*INFORMATION PROVIDED*.
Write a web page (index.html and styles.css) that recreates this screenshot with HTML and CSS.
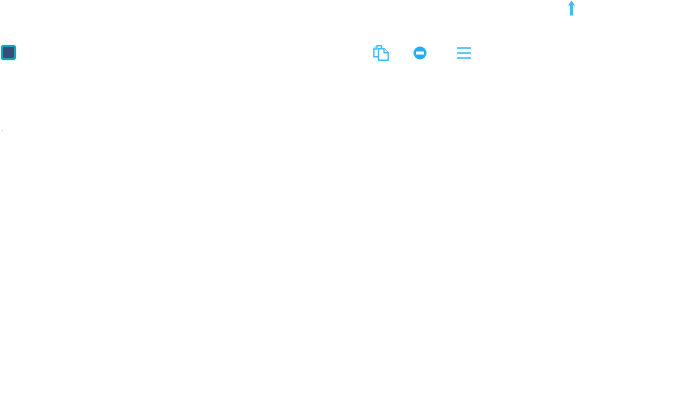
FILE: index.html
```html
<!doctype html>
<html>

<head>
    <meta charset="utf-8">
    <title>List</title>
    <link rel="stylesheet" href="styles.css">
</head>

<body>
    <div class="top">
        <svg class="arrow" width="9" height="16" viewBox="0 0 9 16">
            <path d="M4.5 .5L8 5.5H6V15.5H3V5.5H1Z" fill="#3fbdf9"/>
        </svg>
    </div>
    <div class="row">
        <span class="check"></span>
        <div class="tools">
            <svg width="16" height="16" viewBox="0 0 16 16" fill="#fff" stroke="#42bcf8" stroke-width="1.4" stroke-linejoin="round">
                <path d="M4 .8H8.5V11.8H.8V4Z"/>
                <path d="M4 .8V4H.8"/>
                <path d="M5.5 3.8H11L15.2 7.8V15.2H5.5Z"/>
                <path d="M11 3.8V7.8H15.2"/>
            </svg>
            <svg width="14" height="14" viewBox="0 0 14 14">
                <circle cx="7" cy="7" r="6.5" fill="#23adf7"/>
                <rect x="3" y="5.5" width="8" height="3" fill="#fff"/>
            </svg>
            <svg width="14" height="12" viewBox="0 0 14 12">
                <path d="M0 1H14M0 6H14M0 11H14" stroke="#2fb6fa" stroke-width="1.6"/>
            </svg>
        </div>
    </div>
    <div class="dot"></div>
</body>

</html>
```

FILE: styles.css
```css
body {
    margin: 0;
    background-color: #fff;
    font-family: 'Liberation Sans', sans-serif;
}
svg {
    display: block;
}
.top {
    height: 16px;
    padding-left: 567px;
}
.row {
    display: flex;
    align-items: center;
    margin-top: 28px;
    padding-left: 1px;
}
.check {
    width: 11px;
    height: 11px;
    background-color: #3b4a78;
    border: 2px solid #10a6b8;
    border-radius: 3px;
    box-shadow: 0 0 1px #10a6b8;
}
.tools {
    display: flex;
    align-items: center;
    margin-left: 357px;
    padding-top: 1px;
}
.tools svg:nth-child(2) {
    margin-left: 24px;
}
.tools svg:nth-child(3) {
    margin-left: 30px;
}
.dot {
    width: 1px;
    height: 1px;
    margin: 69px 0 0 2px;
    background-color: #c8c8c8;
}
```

*TO BE DONE*. List every line above that holds the word "index".

*WORKED SOLUTION*.
Write a web page (index.html and styles.css) that recreates this screenshot with HTML and CSS.
FILE: index.html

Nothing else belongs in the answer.